David Johnson: Yes. So, I think you understand it well in terms of model change and what that means is now the announcement is out there, customers are saying that’s the product they want. I think 500 horsepower is a really important figure in trucking around the world. Of course, everyone can drive the 460 horsepower product or the 420 horsepower product. But fleets really like to have that added capability of 500 horsepower. And so it is some kind of magic number that’s really important in the marketplace, and customers are wanting that. Moreover, in long-haul trucking, people want to go as far as they can go in trucking. And so, the extended range that is offered through the efficiency that was unlocked in the product and the range that was unlocked by a larger tank also very appealing.
So, we have this phenomenon kind of the opposite of a pre-buy, that is, instead of buying in advance emissions change, they are waiting and buy later when the new product is available. So, and then I would say importantly in the marketplace, I think our product is generated and our customers product generate a very strong reputation. There is a lot of pull for it. And through all the difficulties that we have had over the last few years in Europe with COVID and Ukraine war and inflation and chip supply, all of these challenges, we see that the trucking and the emissions push around the world to clean up trucking has persisted and even accelerated. So, when we think about 2030 with the 45% reduction in CO2 now being proposed as a requirement in terms of reduction of CO2 and 90 % by 2040, this is really pushing in the direction and fleets understand and OEMs understand that they need to move in the direction of cleaner trucking and then they see how our offering of HPDI.
First with LNG, then with bio LNG, then with hydrogen is a really excellent path to follow. Very affordable, very practical delivers for the trucker, and doesn’t require a lot of investment. So, we see that all of the – all the indicators are pointing in the right direction. So, we have to get through this year, challenging transformational year for us. But we see a very bright future already and hopefully in the fourth quarter and then into 2024.
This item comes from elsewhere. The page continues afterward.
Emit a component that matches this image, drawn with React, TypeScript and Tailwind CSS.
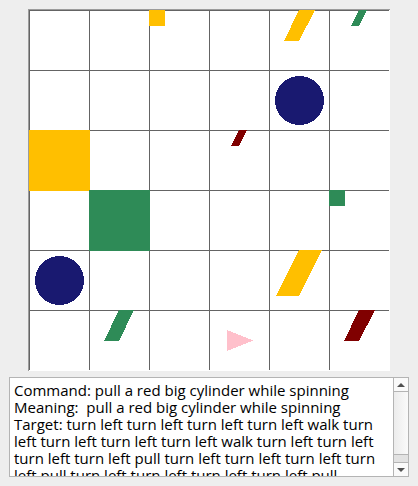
const COLORS = {
  yellow: '#ffbf00',
  green: '#2e8b57',
  blue: '#191970',
  red: '#800000',
  pink: '#ffc0cb',
};

const LINES = [0, 60, 120, 180, 240, 300];

const LOG = `Command: pull a red big cylinder while spinning
Meaning:  pull a red big cylinder while spinning
Target: turn left turn left turn left turn left walk turn
left turn left turn left turn left walk turn left turn left
turn left turn left pull turn left turn left turn left turn
left pull turn left turn left turn left turn left pull`;

function Board() {
  return (
    <svg
      viewBox="0 0 361 361"
      className="block w-full bg-white"
      shapeRendering="crispEdges"
      role="img"
      aria-label="Grid world"
    >
      {LINES.map((p) => (
        <g key={p} fill="#646464">
          <rect x={p} y={0} width={1} height={360} />
          <rect x={0} y={p} width={360} height={1} />
        </g>
      ))}
      <rect x="120" y="0" width="16" height="16" fill={COLORS.yellow} />
      <polygon points="270,0 286,0 270,31 255,31" fill={COLORS.yellow} />
      <polygon points="330,0 338,0 330,16 322,16" fill={COLORS.green} />
      <circle cx="270.500" cy="90.500" r="24.500" fill={COLORS.blue} />
      <rect x="0" y="120" width="61" height="61" fill={COLORS.yellow} />
      <polygon points="210,120 218,120 210,136 202,136" fill={COLORS.red} />
      <rect x="60" y="180" width="61" height="61" fill={COLORS.green} />
      <rect x="300" y="180" width="16" height="16" fill={COLORS.green} />
      <circle cx="30.500" cy="270.500" r="24.500" fill={COLORS.blue} />
      <polygon points="270,240 293,240 270,286 247,286" fill={COLORS.yellow} />
      <polygon points="90,300 105,300 90,331 75,331" fill={COLORS.green} />
      <polygon points="330,300 346,300 330,331 315,331" fill={COLORS.red} />
      <polygon points="198,320 224,330.500 198,341" fill={COLORS.pink} />
    </svg>
  );
}

function Arrow({ down = false }: { down?: boolean }) {
  return (
    <svg viewBox="0 0 8 4" className="w-2" aria-hidden="true">
      <path d={down ? 'M0 0H8L4 4Z' : 'M0 4H8L4 0Z'} fill="#505050" />
    </svg>
  );
}

function ScrollBar() {
  return (
    <div className="flex w-[15px] shrink-0 flex-col border-l border-[#b4b4b4] bg-linear-to-r from-[#ececec] to-[#fafafa]">
      <button
        type="button"
        aria-label="Scroll up"
        className="flex h-3.5 items-center justify-center border-b border-[#b4b4b4] bg-[#fafafa]"
      >
        <Arrow />
      </button>
      <div className="flex grow flex-col justify-end">
        <div className="h-2 border-t border-[#b4b4b4] bg-[#e2e2e2]" />
      </div>
      <button
        type="button"
        aria-label="Scroll down"
        className="flex h-3.5 items-center justify-center border-t border-[#b4b4b4] bg-[#fafafa]"
      >
        <Arrow down />
      </button>
    </div>
  );
}

export default function App() {
  return (
    <main className="flex min-h-screen flex-col gap-1.5 bg-[#eeeeee] p-[9px]">
      <div className="mx-auto w-full max-w-[362px] border-t border-l border-[#9c9c9c]">
        <Board />
      </div>
      <div className="flex h-[100px] border border-[#b4b4b4] bg-white">
        <textarea
          readOnly
          aria-label="Command log"
          defaultValue={LOG}
          className="min-w-0 grow resize-none overflow-hidden whitespace-pre bg-white px-1 pt-1 font-['Open_Sans',sans-serif] text-[15px] leading-[17px] text-black outline-none"
        />
        <ScrollBar />
      </div>
    </main>
  );
}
Eric Stine: Yes. Understood. Thanks. Last one for me, maybe for Bill, just, I know that potentially securing more debt, just feel more comfortable on the balance sheet has been a priority. And I know that that’s often centered in Italy where a lot of the operations are in the light-duty business, so maybe just a status update on that.
Bill Larkin: Yes. No, we are continuing to pursue options around debt financing. I was just over in Italy a few weeks ago meeting with our local banks and talking about what options we do have available. It is attractive. There are still tie-in government programs available, which essentially, they guarantee the debt, which in turn drives a substantially low interest rate on those loans. So, we are going to go – we are in discussions with the banks and pursuing those, as well as we are evaluating other options here at the corporate level in terms of debt financing.
Eric Stine: Okay. Thank you.
Operator: The next question comes from Jeff Osborne with TD Cowen. Please go ahead.
Jeff Osborne: Hey, good morning. Just a couple of questions on my side. A lot’s been already addressed. Bill, how should we think about linearity through the year? I know you don’t give quarterly guidance. Should we think about 2Q being similar to Q1, and then a ramp up in the second half?